Hillview, about 16 miles south of Louisville, has joined a select destitute group. “Only 54 cities, towns and countries have sought court protection from their creditors since 1980,” according to an Aug. 20 Bloomberg article.

The city's filing with the U.S. Bankruptcy Court in Louisville estimates Hillview has liabilities of up to $100 million and assets up to $10 million. Primarily, city officials declared bankruptcy to halt interest gains on a legal judgment of $11.4 million for its largest unsecured debtor, Truck America Training, in a land dispute. In 2002, the city council approved a lease-purchase offer for 40 acres of city land. The trucking company sued Hillview for allegedly failing to transfer title of the land, and a jury awarded damages during a 2006 trial, which an appeals court upheld. City officials appealed to the Kentucky Supreme Court, which denied review so the prior judgment stands.
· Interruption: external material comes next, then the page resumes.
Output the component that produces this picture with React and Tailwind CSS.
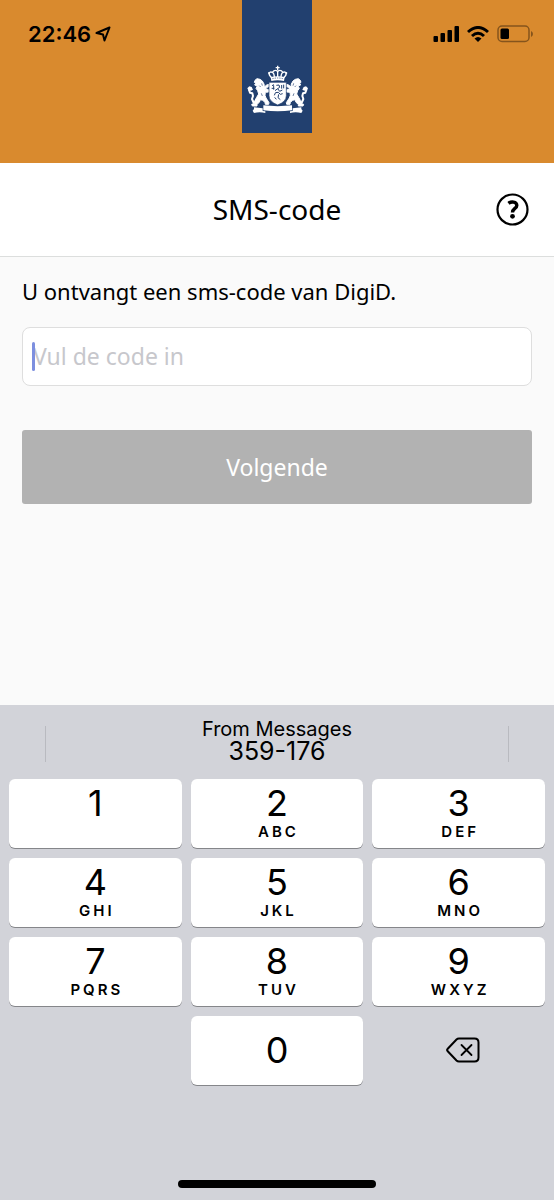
import { useState } from "react";

const KEYS = [
  { digit: "1", letters: "" },
  { digit: "2", letters: "ABC" },
  { digit: "3", letters: "DEF" },
  { digit: "4", letters: "GHI" },
  { digit: "5", letters: "JKL" },
  { digit: "6", letters: "MNO" },
  { digit: "7", letters: "PQRS" },
  { digit: "8", letters: "TUV" },
  { digit: "9", letters: "WXYZ" },
];

// One lion with its claws on the shield; the right one is the same, mirrored
function Lion() {
  return (
    <g>
      <path
        d="M62 92 L68 87 L77 89 L84 94 L89 103 L90 112 L97 106 L104 104 L105 110 L98 113 L93 120 L100 119 L105 122 L103 127 L93 128 L92 137 L95 145 L99 151 L104 159 L103 164 L93 164 L92 158 L85 152 L78 150 L75 158 L68 164 L68 169 L54 169 L52 164 L60 161 L62 152 L67 143 L73 133 L70 123 L65 116 L69 109 L61 106 L64 101 L60 98 Z"
        stroke="currentColor"
        strokeWidth="3"
        strokeLinejoin="round"
      />
      <path
        d="M68 159 L57 157 L53 148 L56 139 L54 131 L47 129 L44 121 L47 115"
        fill="none"
        stroke="currentColor"
        strokeWidth="6"
        strokeLinejoin="round"
      />
      <path d="M39 116 L45 110 L52 112 L56 120 L50 123 L42 122 Z" />
      <path
        d="M75 108 L79 112 M82 101 L84 108 M81 131 L84 139"
        fill="none"
        stroke="#22406f"
        strokeWidth="2"
      />
    </g>
  );
}

function CoatOfArms() {
  return (
    <svg viewBox="38 46 183 153" className="h-[51px] w-[61px] text-white" fill="currentColor" role="img" aria-label="Rijksoverheid">
      {/* crown */}
      <path d="M128 48 h4 v4 h4 v4 h-4 v6 h-4 v-6 h-4 v-4 h4 Z" />
      <path
        d="M112 84 C99 73 105 64 114 68 C118 70 120 75 120 84 M148 84 C161 73 155 64 146 68 C142 70 140 75 140 84 M130 84 V63 M114 68 C120 60 128 61 130 67 C132 61 140 60 146 68"
        fill="none"
        stroke="currentColor"
        strokeWidth="4"
      />
      <circle cx="104" cy="70" r="3" />
      <circle cx="156" cy="70" r="3" />
      <path d="M109 82 Q130 77 151 82 L149 94 Q130 89 111 94 Z" />
      <path d="M114 87 Q130 83 146 87" fill="none" stroke="#22406f" strokeWidth="2" strokeDasharray="4 3" />

      <Lion />
      <g transform="matrix(-1 0 0 1 260 0)">
        <Lion />
      </g>

      {/* shield with the small lion on it */}
      <path d="M104 98 H156 V138 Q156 156 130 166 Q104 156 104 138 Z" stroke="#22406f" strokeWidth="2" />
      <path
        d="M113 108 L119 105 M112 116 H120 M118 107 V120 M142 106 V117 M148 105 V116 M126 107 L134 106 L136 113 L130 117 L122 123 M130 117 L136 125 L144 121 M123 129 L132 128 L138 134 L145 132 M123 130 L120 137 M133 134 L131 144 L138 150 M121 143 L126 149"
        fill="none"
        stroke="#22406f"
        strokeWidth="3"
      />

      {/* ribbon */}
      <path d="M87 167 Q130 172 173 167 V182 Q130 188 87 182 Z" />
      <path d="M85 176 L59 173 V178 L55 183 L59 190 Q76 186 93 190 V185 L85 184 Z" />
      <path d="M175 176 L201 173 V178 L205 183 L201 190 Q184 186 167 190 V185 L175 184 Z" />
    </svg>
  );
}

function StatusIcons() {
  return (
    <div className="flex items-center gap-2 text-black">
      <svg viewBox="0 0 26 16" className="h-4 w-[26px]" fill="currentColor" aria-hidden="true">
        <rect x="0.500" y="10" width="4.500" height="6" rx="1" />
        <rect x="7.500" y="7" width="4.500" height="9" rx="1" />
        <rect x="14.500" y="4" width="4.500" height="12" rx="1" />
        <rect x="21.500" y="0" width="4.500" height="16" rx="1" />
      </svg>
      <svg viewBox="0 0 22 16" className="h-4 w-[22px]" aria-hidden="true">
        <g fill="none" stroke="currentColor" strokeWidth="3">
          <path d="M1 6 Q11 -3 21 6" />
          <path d="M5 10 Q11 4.500 17 10" />
        </g>
        <path d="M11 16 L7.500 12.500 Q11 9.500 14.500 12.500 Z" fill="currentColor" />
      </svg>
      <svg viewBox="0 0 36 18" className="h-[18px] w-9" aria-hidden="true">
        <rect x="1" y="1" width="31" height="15.500" rx="4" fill="none" stroke="#85541c" strokeWidth="1.500" />
        <rect x="3.500" y="3.500" width="8.500" height="10.500" rx="1.500" fill="currentColor" />
        <path d="M34 6 Q36 7 36 9 Q36 11 34 12 Z" fill="#85541c" />
      </svg>
    </div>
  );
}

function Header() {
  return (
    <header className="grid grid-cols-[1fr_70px_1fr] h-[163px] bg-[#d98a2e]">
      <div className="flex items-center gap-2 h-[68px] pl-7 text-black">
        <span className="text-[22px] leading-7 font-semibold">22:46</span>
        <svg viewBox="0 0 16 16" className="size-4 -ml-1" fill="none" aria-hidden="true">
          <path d="M14.500 1.500 L1.500 7 L8 8.500 L9.500 14.500 Z" stroke="currentColor" strokeWidth="2" strokeLinejoin="round" />
        </svg>
      </div>
      <div className="flex items-end justify-center h-[133px] pb-[17px] bg-[#22406f]">
        <CoatOfArms />
      </div>
      <div className="flex items-center justify-end h-[68px] pr-[21px]">
        <StatusIcons />
      </div>
    </header>
  );
}

function Key({ digit, letters, onPress }) {
  return (
    <button
      type="button"
      onClick={() => onPress(digit)}
      className="flex flex-col items-center h-[69px] pt-[6px] rounded-md bg-white shadow-[0_1px_0_#85868a]"
    >
      <span className="text-[36px] leading-9">{digit}</span>
      {letters && <span className="pt-px pl-[3px] text-[15px] leading-5 font-semibold tracking-[3px]">{letters}</span>}
    </button>
  );
}

function Keyboard({ onPress, onDelete, onFill }) {
  return (
    <section aria-label="Toetsenbord" className="bg-[#d2d3d9] text-black">
      <div className="flex items-center justify-between h-[74px] px-[45px] pt-1">
        <div className="w-px h-9 bg-[#b9bac0]" />
        <button type="button" onClick={onFill} className="flex flex-col items-center pb-2">
          <span className="text-[20px] leading-[22px]">From Messages</span>
          <span className="text-[25px] leading-[22px]">359-176</span>
        </button>
        <div className="w-px h-9 bg-[#b9bac0]" />
      </div>

      <div className="grid grid-cols-3 gap-x-[9px] gap-y-[10px] px-[9px]">
        {KEYS.map((key) => (
          <Key key={key.digit} digit={key.digit} letters={key.letters} onPress={onPress} />
        ))}
        <button
          type="button"
          onClick={() => onPress("0")}
          className="col-start-2 h-[69px] pb-[2px] rounded-md bg-white shadow-[0_1px_0_#85868a] text-[36px] leading-9"
        >
          0
        </button>
        <button type="button" onClick={onDelete} aria-label="Wissen" className="flex items-center justify-center pb-[2px] pl-2">
          <svg viewBox="0 0 34 26" className="w-[34px] h-[26px]" fill="none" stroke="currentColor" strokeLinecap="round" strokeLinejoin="round">
            <path d="M13 1.500 H28.500 Q32.500 1.500 32.500 5.500 V20.500 Q32.500 24.500 28.500 24.500 H13 Q11.500 24.500 10.500 23.500 L1.500 14 Q0.700 13 1.500 12 L10.500 2.500 Q11.500 1.500 13 1.500 Z" strokeWidth="2" />
            <path d="M15.500 8 L25.500 18 M25.500 8 L15.500 18" strokeWidth="1.800" />
          </svg>
        </button>
      </div>

      <div className="flex justify-center pt-[95px] pb-3">
        <div className="w-[198px] h-2 rounded-full bg-black" />
      </div>
    </section>
  );
}

export default function App() {
  const [code, setCode] = useState("");

  return (
    <div className="flex flex-col min-h-screen bg-[#fafafa] font-['Inter',sans-serif]">
      <Header />

      <div className="grid grid-cols-[1fr_auto_1fr] items-center h-[94px] px-[25px] bg-white border-b border-[#dcdedd] text-black font-['Noto_Sans',sans-serif]">
        <h1 className="col-start-2 pb-[2px] text-[28px] leading-9">SMS-code</h1>
        <button type="button" aria-label="Help" className="justify-self-end">
          <svg viewBox="0 0 33 33" className="size-[33px]" fill="none" stroke="currentColor">
            <circle cx="16.500" cy="16.500" r="15" strokeWidth="2.200" />
            <path d="M12.500 10.300 C15 8.300 20.800 8.300 20.800 12.500 C20.800 15.500 16.500 15.500 16.500 19.500" strokeWidth="3.400" />
            <circle cx="16.500" cy="23.300" r="2.400" fill="currentColor" stroke="none" />
          </svg>
        </button>
      </div>

      <main className="flex-1 px-[22px] pt-[18px] font-['Noto_Sans',sans-serif]">
        <form onSubmit={(e) => e.preventDefault()}>
          <label htmlFor="code" className="block text-[22px] leading-8 text-black">
            U ontvangt een sms-code van DigiD.
          </label>
          <div className="relative mt-5">
            <input
              id="code"
              type="text"
              inputMode="numeric"
              value={code}
              onChange={(e) => setCode(e.target.value)}
              placeholder="Vul de code in"
              className="block w-full h-[59px] px-[10px] pb-[2px] rounded-lg border border-[#dedede] bg-white text-[23px] text-black placeholder:text-[#c7c7cc] outline-none"
            />
            {/* caret */}
            {code === "" && <span className="absolute left-[10px] top-[15px] w-[3px] h-[29px] rounded-full bg-[#7d8fdf]" />}
          </div>
          <button type="submit" className="block w-full h-[74px] mt-11 rounded-[3px] bg-[#b2b2b2] text-[23px] leading-8 text-white">
            Volgende
          </button>
        </form>
      </main>

      <Keyboard
        onPress={(digit) => setCode(code + digit)}
        onDelete={() => setCode(code.slice(0, -1))}
        onFill={() => setCode("359176")}
      />
    </div>
  );
}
The city filed to stop interest gains and to structure a payment plan it can manage, the city’s attorney, Tammy Baker, said in news reports. Presently, Hillview does not plan to cut services and will operate as usual, Baker further said.

Federal law permits local governments to file for Chapter 9, but only if its state government allows it. Although cities and counties rarely turn to Chapter 9, an Aug. 5 Moody’s Investors Service report finds that it’s not as taboo as it once was. According to an August 2005 report by The Pew Charitable Trusts, some analysts predict the difficulties that arise from bankruptcy will keep a rash of other struggling cities from filing.

The Pew report identifies the following lessons learned from Detroit’s filing as well as other municipality filings:

· Early state intervention in local governments’ financial emergencies can help avert a crisis or possible insolvency.

· When local governments have no options other than filing for Chapter 9 protection, a broad outreach plan that includes all stakeholders throughout the process can help resolve conflicts.

· Once a local government exit Chapter 9, a long-term recovery plan that outlines immediate financial fixes and long-term strategies, such as investing in economic growth, is critical to addressing underlying fiscal problems and preventing future crises.

· By taking active steps to budget over the long term—matching expenses and revenue over several years—local officials can promote fiscal health and increase their city’s capacity to weather the ups and downs of the business cycle.

· Regular monitoring of local government finances can help state office detect early signs of distress.

· State policymakers can prevent Chapter 9 filings by developing alternatives, such as naming a monitor or temporary manager to restore a city’s’ finances.